Apr 26, 2011 07:00 GMT  ·  By

Astrobiologists now believe that life may in fact be able to survive, or even thrive, in a much wider array of environments than previously thought. The conclusion was drawn from a study that shows microbes to be largely unaffected by the gravitational forces that act upon them.

In other words, it would appear that these microorganisms can develop and multiply even in environments were gravity is a lot stronger or a lot weaker than it is here on Earth.

As such, it stands to reason that – given the right conditions – lifeforms may develop on planets that are similar to Earth in most aspects, but differ in terms of the gravitational pull they subject objects on their surface to.

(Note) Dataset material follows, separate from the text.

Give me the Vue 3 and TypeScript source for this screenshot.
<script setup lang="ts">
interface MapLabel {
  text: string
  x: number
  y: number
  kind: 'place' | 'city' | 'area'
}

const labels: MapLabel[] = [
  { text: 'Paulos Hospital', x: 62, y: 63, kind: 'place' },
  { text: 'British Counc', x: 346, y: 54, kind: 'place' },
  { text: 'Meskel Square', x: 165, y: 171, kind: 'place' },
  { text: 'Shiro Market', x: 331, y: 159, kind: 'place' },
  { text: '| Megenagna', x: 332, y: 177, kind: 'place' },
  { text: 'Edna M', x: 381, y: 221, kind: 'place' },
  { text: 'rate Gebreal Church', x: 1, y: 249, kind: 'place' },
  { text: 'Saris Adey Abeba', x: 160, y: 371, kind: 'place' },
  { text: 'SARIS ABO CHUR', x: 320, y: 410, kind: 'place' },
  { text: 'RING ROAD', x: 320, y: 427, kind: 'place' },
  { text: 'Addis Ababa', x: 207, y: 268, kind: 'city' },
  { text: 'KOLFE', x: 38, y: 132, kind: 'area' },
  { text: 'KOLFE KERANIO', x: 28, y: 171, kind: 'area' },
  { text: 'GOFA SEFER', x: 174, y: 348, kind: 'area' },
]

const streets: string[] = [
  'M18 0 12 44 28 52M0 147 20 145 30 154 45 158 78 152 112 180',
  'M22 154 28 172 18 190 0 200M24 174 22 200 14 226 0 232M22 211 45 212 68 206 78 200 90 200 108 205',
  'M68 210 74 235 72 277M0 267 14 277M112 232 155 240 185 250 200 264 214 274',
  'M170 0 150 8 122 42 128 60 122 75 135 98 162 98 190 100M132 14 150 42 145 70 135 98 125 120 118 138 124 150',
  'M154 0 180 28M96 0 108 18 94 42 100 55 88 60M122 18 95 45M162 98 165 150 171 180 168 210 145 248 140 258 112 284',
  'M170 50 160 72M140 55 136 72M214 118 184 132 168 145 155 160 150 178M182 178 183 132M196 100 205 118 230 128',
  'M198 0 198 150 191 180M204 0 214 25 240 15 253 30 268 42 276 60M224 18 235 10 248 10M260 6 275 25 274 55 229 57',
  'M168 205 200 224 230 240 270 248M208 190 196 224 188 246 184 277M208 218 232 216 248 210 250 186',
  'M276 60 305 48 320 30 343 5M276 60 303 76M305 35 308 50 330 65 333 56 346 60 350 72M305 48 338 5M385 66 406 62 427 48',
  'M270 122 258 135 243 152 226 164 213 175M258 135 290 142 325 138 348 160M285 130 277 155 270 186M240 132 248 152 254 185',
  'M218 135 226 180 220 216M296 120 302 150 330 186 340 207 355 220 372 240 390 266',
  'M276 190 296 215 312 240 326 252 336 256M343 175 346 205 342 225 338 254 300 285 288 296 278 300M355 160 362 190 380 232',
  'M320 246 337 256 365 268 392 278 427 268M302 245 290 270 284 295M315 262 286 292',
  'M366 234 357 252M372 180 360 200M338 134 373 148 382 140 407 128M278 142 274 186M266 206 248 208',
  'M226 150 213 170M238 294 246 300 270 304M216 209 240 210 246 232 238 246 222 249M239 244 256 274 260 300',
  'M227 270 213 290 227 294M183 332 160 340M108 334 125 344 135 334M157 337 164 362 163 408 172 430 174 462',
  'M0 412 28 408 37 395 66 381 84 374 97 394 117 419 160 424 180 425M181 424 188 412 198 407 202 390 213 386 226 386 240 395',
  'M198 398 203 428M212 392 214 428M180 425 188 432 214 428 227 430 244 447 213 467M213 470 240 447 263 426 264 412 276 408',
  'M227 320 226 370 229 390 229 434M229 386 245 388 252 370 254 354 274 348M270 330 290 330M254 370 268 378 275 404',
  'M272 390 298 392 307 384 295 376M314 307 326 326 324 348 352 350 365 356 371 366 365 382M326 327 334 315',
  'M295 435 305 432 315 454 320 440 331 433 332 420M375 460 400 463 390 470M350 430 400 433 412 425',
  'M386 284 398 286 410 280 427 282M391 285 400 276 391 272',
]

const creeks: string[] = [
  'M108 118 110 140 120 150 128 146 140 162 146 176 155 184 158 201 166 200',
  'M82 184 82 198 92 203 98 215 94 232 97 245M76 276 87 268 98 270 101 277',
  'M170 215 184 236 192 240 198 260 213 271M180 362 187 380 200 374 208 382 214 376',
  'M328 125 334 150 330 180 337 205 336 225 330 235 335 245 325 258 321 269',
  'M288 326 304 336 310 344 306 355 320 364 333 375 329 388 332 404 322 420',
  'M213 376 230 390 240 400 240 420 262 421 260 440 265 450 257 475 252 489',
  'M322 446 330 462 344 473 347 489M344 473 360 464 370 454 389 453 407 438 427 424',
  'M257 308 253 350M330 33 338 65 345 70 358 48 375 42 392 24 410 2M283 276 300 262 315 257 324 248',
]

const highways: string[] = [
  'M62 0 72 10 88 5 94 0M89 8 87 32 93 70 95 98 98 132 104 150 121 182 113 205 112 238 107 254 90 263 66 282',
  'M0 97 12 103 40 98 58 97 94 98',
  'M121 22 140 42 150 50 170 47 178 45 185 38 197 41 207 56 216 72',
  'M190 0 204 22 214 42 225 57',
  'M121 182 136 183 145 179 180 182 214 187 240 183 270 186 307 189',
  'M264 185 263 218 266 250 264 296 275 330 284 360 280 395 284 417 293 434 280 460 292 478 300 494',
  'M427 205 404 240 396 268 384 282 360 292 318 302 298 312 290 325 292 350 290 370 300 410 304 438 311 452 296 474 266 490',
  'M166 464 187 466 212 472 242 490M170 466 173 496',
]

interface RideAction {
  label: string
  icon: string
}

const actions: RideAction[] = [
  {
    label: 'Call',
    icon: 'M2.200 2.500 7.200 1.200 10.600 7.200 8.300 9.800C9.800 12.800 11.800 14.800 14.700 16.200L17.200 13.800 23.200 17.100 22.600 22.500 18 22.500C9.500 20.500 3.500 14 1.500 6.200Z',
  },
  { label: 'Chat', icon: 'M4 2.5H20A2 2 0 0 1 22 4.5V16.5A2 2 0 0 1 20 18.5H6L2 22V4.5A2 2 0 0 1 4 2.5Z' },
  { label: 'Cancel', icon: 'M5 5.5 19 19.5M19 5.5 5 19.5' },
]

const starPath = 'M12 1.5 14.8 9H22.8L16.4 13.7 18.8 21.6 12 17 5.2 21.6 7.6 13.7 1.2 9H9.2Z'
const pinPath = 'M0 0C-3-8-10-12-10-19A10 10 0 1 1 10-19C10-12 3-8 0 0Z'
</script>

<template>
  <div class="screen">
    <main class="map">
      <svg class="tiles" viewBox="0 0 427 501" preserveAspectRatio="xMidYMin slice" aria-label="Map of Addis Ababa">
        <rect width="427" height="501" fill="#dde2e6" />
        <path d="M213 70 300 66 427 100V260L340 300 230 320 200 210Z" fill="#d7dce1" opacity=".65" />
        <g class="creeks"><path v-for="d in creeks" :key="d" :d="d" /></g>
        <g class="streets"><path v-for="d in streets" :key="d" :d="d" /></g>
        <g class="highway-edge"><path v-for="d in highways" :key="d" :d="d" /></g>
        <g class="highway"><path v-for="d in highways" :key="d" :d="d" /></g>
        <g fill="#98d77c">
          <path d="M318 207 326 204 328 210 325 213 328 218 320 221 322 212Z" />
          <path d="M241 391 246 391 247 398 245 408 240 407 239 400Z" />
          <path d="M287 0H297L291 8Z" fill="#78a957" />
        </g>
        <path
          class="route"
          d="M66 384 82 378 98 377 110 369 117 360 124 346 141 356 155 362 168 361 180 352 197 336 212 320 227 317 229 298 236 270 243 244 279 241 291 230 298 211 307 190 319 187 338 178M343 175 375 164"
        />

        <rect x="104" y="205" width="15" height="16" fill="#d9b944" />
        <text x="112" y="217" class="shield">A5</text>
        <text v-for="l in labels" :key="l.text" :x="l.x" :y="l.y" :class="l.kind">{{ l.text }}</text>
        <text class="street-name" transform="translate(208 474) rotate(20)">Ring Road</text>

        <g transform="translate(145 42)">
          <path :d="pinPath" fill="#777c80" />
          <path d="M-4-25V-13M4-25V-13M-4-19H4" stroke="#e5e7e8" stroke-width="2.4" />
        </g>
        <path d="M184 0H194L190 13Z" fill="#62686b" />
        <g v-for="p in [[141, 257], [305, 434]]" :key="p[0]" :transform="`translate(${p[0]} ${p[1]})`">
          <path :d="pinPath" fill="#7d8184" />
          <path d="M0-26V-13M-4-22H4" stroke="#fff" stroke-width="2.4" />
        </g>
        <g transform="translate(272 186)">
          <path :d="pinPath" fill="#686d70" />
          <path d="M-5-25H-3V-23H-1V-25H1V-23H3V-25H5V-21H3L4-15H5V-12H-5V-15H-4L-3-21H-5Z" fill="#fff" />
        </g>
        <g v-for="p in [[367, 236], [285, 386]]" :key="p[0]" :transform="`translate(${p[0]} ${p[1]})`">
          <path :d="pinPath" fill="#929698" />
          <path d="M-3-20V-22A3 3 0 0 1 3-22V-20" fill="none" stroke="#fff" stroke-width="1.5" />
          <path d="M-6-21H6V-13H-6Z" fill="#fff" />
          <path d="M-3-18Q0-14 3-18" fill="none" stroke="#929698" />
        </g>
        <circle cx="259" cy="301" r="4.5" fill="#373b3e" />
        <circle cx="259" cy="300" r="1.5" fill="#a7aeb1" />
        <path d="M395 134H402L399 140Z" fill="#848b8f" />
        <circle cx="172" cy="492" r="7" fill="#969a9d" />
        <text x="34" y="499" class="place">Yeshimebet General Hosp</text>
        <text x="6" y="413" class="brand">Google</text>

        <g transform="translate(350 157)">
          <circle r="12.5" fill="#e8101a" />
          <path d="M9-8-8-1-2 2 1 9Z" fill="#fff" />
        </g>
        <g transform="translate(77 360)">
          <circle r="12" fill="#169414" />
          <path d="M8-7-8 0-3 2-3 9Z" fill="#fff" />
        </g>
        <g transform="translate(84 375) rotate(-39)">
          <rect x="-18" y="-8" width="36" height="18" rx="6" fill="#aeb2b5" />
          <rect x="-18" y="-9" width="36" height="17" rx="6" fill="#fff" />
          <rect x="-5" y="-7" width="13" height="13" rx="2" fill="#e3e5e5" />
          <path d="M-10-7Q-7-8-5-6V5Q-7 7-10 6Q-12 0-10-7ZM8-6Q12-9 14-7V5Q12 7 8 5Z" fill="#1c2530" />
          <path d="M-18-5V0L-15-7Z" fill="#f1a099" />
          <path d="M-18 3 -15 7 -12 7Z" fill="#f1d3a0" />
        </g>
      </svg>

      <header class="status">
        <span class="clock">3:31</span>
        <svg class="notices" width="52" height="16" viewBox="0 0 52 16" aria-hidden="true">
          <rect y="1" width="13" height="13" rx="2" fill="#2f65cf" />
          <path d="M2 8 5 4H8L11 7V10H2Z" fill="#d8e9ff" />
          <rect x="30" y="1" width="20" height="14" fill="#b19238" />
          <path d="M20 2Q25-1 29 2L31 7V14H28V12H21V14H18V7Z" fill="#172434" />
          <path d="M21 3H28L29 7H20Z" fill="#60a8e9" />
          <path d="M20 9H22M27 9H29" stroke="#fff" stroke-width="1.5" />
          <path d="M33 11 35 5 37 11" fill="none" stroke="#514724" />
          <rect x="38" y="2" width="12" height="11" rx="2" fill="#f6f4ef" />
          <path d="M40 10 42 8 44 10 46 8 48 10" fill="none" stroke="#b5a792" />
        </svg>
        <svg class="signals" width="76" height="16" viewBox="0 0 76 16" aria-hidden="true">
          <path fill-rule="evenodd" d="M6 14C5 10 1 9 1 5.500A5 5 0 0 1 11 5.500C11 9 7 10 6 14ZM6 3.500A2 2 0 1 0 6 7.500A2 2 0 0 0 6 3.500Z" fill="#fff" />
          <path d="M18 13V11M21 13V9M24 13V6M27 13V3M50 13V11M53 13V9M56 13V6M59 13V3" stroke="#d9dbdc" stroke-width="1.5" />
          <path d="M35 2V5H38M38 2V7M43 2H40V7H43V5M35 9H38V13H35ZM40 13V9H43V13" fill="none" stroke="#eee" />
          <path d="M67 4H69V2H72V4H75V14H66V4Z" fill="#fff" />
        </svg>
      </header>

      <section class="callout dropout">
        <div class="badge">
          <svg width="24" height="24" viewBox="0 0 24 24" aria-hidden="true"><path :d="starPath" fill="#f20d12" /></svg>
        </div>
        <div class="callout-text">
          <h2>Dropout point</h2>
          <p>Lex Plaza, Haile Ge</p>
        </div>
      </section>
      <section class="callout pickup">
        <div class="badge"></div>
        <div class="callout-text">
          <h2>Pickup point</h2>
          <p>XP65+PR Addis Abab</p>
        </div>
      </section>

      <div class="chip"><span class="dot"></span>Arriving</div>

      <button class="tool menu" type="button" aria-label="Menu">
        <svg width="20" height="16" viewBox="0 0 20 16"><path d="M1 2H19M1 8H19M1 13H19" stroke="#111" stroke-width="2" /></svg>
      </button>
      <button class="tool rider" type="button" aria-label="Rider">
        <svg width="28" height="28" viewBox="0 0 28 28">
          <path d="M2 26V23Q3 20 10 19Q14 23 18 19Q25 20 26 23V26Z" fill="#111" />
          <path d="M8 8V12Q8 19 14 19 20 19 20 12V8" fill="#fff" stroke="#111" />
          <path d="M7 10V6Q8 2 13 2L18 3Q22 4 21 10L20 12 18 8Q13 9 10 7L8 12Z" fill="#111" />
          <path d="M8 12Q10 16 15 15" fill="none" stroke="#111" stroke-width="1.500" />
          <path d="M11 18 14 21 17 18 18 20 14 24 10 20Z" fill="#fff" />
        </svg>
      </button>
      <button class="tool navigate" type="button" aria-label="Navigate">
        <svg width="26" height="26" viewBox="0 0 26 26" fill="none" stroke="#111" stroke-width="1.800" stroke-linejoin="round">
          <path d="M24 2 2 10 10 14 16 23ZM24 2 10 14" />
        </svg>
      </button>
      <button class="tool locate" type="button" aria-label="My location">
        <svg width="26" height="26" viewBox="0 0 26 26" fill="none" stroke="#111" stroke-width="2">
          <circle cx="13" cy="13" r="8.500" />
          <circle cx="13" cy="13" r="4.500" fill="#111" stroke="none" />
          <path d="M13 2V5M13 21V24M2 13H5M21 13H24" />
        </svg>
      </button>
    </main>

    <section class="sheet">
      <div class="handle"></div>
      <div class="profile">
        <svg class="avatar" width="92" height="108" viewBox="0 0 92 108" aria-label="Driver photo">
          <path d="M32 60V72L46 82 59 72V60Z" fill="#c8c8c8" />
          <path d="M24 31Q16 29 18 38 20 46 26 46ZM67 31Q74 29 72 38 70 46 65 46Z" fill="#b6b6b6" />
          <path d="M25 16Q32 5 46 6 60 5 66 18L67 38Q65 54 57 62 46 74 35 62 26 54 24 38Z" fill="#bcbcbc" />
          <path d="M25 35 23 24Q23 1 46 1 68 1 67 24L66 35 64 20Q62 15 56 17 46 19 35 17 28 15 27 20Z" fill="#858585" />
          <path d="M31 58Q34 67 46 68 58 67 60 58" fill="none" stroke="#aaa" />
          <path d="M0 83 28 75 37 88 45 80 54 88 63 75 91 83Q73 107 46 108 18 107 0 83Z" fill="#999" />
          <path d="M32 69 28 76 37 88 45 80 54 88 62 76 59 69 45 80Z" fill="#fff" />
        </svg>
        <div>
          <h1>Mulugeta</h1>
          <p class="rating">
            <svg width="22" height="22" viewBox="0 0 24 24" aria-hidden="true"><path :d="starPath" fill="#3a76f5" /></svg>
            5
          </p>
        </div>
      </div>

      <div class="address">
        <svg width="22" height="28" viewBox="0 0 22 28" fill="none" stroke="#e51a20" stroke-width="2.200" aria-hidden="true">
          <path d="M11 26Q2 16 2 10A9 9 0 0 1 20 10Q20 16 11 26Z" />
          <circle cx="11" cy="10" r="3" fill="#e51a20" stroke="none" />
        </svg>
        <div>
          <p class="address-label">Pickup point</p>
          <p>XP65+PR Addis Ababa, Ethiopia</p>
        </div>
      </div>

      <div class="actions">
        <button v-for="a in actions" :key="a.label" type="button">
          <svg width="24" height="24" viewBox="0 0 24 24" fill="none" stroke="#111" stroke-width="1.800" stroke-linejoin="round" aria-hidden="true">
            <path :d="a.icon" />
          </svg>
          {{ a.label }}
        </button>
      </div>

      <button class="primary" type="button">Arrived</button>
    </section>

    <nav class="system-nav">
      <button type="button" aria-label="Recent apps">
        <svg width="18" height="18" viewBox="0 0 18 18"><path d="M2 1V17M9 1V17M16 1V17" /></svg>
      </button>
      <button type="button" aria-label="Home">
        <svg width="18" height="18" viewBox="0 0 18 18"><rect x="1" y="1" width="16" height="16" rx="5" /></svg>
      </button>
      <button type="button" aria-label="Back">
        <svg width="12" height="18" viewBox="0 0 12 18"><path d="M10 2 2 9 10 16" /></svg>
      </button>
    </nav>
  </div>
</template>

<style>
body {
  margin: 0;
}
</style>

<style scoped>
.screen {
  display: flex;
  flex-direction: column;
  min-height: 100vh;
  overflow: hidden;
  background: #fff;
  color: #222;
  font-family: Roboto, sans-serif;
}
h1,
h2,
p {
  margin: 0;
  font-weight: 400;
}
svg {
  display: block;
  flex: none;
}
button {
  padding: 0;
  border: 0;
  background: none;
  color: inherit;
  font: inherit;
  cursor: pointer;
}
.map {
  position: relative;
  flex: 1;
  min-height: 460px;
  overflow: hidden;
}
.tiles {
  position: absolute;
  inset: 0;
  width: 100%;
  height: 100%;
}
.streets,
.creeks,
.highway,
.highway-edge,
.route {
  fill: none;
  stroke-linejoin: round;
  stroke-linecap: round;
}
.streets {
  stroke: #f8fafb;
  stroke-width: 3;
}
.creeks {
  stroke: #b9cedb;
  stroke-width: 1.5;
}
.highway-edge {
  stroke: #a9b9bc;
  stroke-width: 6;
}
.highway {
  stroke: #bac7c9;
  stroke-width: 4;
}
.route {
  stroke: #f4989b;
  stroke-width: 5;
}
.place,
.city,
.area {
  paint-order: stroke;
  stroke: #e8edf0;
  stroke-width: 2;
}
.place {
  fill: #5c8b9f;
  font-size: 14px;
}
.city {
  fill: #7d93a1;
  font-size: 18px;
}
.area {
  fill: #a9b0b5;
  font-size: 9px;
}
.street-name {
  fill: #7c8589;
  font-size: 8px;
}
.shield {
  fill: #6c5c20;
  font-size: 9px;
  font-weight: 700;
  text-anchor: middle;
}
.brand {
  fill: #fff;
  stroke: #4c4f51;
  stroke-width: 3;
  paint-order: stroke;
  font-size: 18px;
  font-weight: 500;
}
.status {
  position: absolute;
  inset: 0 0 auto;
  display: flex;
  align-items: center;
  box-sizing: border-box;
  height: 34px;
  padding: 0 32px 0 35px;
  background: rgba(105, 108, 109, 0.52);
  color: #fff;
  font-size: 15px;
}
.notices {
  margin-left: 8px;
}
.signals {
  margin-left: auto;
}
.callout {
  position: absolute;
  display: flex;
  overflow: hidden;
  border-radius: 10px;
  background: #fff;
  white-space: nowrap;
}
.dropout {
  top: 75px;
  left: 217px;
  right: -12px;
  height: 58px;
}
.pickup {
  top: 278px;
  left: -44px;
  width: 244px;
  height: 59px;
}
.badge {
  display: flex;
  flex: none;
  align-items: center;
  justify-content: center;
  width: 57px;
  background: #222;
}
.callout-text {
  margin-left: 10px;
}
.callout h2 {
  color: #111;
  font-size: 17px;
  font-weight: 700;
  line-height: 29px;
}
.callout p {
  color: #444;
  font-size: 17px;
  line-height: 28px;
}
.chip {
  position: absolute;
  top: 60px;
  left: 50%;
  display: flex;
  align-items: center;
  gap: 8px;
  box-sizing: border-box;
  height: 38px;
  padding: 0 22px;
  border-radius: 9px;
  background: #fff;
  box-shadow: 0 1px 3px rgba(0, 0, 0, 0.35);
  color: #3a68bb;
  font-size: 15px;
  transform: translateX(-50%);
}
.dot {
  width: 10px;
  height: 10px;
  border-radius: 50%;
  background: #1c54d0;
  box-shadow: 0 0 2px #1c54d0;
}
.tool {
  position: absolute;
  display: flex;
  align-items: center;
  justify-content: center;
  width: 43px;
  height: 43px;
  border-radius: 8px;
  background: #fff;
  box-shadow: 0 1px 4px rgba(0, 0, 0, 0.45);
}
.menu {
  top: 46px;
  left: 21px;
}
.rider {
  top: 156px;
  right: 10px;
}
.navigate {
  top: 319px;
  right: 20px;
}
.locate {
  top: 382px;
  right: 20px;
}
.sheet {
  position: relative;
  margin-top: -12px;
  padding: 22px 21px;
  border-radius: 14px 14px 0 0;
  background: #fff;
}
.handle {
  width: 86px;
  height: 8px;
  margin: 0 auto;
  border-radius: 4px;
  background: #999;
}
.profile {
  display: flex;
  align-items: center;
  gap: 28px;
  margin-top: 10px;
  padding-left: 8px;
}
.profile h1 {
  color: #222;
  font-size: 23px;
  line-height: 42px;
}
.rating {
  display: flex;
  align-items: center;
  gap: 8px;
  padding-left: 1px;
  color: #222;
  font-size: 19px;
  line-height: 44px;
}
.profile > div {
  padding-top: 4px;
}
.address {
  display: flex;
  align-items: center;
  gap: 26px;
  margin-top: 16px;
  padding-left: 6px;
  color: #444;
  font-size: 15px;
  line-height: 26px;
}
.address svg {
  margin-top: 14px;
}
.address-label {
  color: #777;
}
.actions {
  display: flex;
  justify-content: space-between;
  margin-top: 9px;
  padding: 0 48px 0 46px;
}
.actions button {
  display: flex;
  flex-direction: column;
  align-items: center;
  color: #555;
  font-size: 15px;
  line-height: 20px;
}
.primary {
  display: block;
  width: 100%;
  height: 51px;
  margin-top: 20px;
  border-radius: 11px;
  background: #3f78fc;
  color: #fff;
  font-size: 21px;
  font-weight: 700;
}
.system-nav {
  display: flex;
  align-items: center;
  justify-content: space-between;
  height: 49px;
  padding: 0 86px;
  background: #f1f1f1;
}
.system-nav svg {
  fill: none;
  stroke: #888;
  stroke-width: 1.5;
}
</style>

Scientists explain that microbes were found to survive in 400,000 times the normal gravitational pull of Earth – this is called hypergravity. The most important implication of this new study is that life may have been brought here from outer space.

The work makes the case for a theory holding that the seeds of life were brought here on comets and asteroids coming in from the solar system or beyond. With the new data, experts are now certain that early microbes or bacteria were able to survive the devastating impacts their carriers produced.

“The number and types of environments that we now think life can inhabit in the Universe has expanded because of our study,” explains expert Shigeru Deguchi, who is based at the Japan Agency of Marine-Earth Science and Technology, in Yokosuka.

The expert was also the lead author of the new study, which was published in the April 25 issue of the esteemed journal Proceedings of the National Academy of Sciences (PNAS), Space reports.

In the experiments, the Japanese team analyzed the behavior of E. coli bacteria, an organism commonly used for such investigations. Cultures were placed inside a centrifuge, and the device spun so fast that it simulated 7,500 times the normal gravitational force that Earth produces.

Regardless of these savage conditions, the E. coli cultures were able to survive, multiply and grow unimpeded. “The finding was a total surprise to us, and stimulated our curiosity very much,” Deguchi says of the results.

“So we repeated [the] same experiments at higher G, and eventually found that E. coli proliferates even at 400,000 G, which was the highest gravity we could achieve by our instrument,” he goes on to say.

E. coli and Paracoccus denitrificans were the two microorganisms that managed to endure up to 400,000 G. But, of the five organisms the team studied, all were able to survive until at least 20,000 G.

“If life does exist in other places in the universe, our study provides further evidence that it could spread within solar systems by the mechanism often discussed in panspermia hypotheses – i.e., impact-based transport of meteorites between bodies of the same solar system,” Deguchi concludes.